题目
Given a linked list, reverse the nodes of a linked list k at a time and return its modified list.
k is a positive integer and is less than or equal to the length of the linked list. If the number of nodes is not a multiple of k then left-out nodes in the end should remain as it is.
You may not alter the values in the nodes, only nodes itself may be changed.

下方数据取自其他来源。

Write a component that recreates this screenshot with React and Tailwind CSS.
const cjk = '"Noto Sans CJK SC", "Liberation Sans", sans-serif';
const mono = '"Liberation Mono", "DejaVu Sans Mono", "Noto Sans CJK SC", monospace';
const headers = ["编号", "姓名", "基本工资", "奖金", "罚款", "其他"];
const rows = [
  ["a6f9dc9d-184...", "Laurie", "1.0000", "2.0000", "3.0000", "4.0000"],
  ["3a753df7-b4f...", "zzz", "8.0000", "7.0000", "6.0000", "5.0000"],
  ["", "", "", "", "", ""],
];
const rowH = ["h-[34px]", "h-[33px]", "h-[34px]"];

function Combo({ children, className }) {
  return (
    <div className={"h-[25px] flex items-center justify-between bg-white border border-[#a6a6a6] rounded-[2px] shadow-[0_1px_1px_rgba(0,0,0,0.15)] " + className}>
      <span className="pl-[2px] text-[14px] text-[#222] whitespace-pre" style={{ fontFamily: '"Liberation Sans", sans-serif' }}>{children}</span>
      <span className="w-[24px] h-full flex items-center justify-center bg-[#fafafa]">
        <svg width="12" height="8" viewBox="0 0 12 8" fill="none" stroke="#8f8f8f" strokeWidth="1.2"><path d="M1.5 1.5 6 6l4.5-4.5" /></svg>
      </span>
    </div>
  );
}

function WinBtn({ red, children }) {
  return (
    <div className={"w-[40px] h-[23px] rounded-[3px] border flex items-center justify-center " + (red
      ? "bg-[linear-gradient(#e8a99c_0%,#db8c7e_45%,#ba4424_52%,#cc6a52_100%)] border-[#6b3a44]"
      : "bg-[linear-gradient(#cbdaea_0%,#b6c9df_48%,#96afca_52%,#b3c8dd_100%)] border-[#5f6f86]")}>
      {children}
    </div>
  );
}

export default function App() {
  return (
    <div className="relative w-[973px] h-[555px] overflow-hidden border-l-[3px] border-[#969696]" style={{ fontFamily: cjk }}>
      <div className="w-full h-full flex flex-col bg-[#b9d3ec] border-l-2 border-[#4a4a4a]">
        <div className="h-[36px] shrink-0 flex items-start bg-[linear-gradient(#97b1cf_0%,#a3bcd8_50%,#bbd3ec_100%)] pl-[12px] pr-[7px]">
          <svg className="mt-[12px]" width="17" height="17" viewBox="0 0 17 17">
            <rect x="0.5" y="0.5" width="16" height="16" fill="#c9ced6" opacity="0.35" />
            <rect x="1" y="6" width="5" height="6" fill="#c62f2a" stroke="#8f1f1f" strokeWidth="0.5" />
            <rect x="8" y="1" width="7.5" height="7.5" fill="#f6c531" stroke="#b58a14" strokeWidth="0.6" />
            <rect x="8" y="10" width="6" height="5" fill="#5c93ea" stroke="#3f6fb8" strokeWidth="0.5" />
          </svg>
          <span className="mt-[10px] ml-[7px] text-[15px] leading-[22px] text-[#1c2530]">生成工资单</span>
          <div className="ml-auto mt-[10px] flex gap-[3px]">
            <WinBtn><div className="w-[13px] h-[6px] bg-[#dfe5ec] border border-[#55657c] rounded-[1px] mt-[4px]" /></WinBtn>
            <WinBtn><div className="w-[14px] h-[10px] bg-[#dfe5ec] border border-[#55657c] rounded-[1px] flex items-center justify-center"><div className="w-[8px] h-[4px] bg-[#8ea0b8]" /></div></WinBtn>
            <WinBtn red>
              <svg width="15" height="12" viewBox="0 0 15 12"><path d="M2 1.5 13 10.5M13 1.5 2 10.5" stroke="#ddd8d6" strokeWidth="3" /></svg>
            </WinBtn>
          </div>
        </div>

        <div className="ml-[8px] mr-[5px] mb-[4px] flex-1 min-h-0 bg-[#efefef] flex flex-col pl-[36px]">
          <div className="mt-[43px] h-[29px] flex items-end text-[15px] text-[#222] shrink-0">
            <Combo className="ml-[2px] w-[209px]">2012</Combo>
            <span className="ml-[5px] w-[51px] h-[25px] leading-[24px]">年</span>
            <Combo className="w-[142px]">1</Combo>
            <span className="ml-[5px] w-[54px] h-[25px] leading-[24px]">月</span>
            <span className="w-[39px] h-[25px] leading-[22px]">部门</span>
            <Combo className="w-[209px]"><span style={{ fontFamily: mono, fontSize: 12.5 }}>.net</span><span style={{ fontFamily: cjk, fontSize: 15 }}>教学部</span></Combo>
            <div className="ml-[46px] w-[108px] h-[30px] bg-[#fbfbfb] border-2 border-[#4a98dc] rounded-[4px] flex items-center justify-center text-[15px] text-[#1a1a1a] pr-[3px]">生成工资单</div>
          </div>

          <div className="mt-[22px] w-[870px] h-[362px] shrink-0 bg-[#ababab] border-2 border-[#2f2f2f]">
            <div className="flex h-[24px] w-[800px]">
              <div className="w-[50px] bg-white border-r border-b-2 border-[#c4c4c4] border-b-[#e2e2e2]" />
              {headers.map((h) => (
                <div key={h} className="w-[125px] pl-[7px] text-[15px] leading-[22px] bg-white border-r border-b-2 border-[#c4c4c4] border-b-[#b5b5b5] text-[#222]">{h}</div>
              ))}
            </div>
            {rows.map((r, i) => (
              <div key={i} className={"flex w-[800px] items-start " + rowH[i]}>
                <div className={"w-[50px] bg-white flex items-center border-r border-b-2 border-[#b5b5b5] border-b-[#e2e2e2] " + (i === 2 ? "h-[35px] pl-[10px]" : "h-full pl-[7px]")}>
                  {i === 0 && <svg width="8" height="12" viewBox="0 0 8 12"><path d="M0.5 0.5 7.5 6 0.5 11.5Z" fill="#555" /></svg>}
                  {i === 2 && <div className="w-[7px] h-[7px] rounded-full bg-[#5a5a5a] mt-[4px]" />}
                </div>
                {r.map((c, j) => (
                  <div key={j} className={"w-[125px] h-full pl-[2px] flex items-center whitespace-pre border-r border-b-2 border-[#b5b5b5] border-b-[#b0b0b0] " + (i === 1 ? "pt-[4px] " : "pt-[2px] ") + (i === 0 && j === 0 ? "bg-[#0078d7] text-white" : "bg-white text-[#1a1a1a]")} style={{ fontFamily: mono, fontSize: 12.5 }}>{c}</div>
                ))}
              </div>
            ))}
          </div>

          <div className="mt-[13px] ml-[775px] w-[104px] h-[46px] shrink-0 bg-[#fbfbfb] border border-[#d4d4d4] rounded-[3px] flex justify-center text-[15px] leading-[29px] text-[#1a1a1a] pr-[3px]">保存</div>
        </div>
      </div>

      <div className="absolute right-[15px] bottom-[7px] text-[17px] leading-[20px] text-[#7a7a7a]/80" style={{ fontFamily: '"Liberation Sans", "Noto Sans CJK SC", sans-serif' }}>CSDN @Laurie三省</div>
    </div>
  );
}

Only constant memory is allowed.
For example,
Given this linked list: 1->2->3->4->5
For k = 2, you should return: 2->1->4->3->5
For k = 3, you should return: 3->2->1->4->5
分析
给出一个链表,依次翻转K个元素,如果剩下的少于K个,保留原样。
可以借鉴栈的思想,依次压栈,移植出栈顺序正好相反,再组成一个链表返回即可。
注意测试数据中,出现了K大于链表长度的现象,直接返回即可。
/**
* Definition for singly-linked list.
* struct ListNode {
* int val;
* struct ListNode *next;
* };
*/
struct ListNode* reverseKGroup(struct ListNode* head, int k) {
struct ListNode * ans=NULL,*p=head;
int length=0;
while(p!=NULL)
{
p=p->next;
length++;
}
int num[10000]={0};
int i,j;
for(i=0;i<length/k;i++)
{
for(j=0;j<k;j++)
{
num[j]=head->val;
head=head->next;
}
for(j=k-1;j>=0;j--)
{
struct ListNode * temp=(struct ListNode *)malloc(sizeof(struct ListNode));
temp->val=num[j];
temp->next=NULL;
if(ans==NULL)
{
ans=temp;
p=temp;
}
else
{
p->next=temp;
p=p->next;
}
}
}
if(p!=NULL) p->next=head;
else return head;
return ans;
}